Warner Baxter as a beleaguered director and Bebe Daniels as a egomaniacal star fulfilled their duties admirably, but "kids" Ruby Keeler and Dick Powell stole the show. Powell was a singer newly arrived to Hollywood, and his easy charm and pleasing tenor were predestined for Harry Warren and Al Dubin's songs. With her little girl voice and virginal mien, Keeler may come off as an extraterrestrial to 21st-century cynics, but she was sweetness personified during the Depression.

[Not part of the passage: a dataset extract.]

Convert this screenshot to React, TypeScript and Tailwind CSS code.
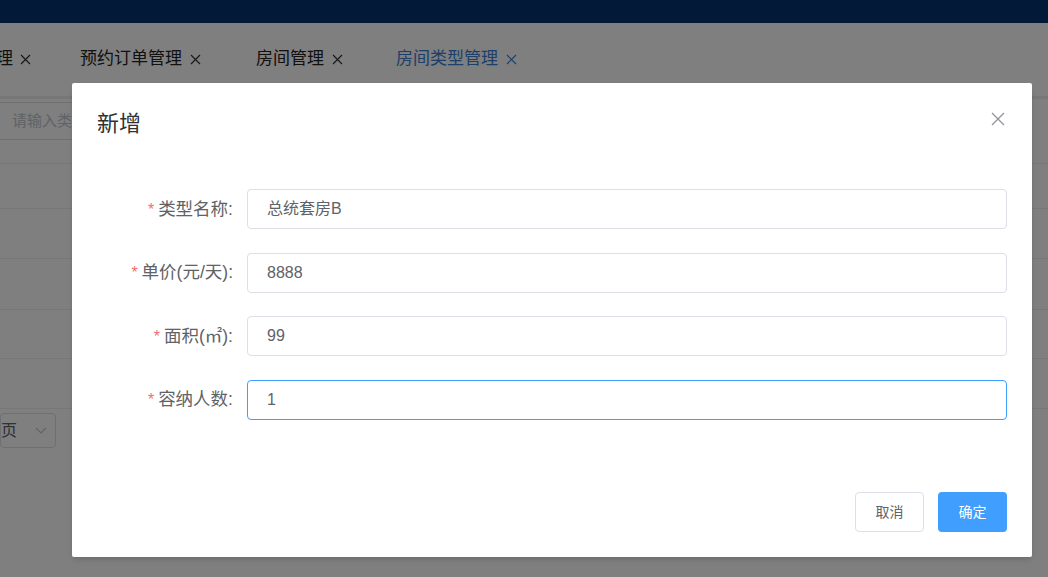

Footlight Parade (1933) had no such lofty ambitions, but as musical entertainment, it may be the best of the bunch. The wafer-thin plot concerns the demise of live shows that preceded first-run films in big cities. The rationale for staging opulent live production numbers is thereby set, though the irony is that Berkeley's vision could only be realized on film. For his finale, he strings together a trio of production numbers into one half hour of psychotomimetic indulgence. "Honeymoon Hotel" celebrates the joy of sex in unfamiliar places. "By a Waterfall" employs dozens of nymphs cavorting in a paradisiacal aquacade. "Shanghai Lil" is an epic all by itself, with James Cagney exercising his high-energy precision dancing while Keeler does her best to keep up. The joys of Footlight Parade are not limited to production numbers. It crackles with clever, fast dialogue enlivened by a sterling cast. The romantic pairing of a snarling Cagney as a high-strung producer and a cheeky Blondell as his lovestruck secretary guarantees sparks. Powell and Keeler do not cloy here, and stalwart Warner Bros. characters Frank McHugh, Ruth Donnelly, Guy Kibbee, and Hugh Herbert are included to insure that the recipe would yield another success.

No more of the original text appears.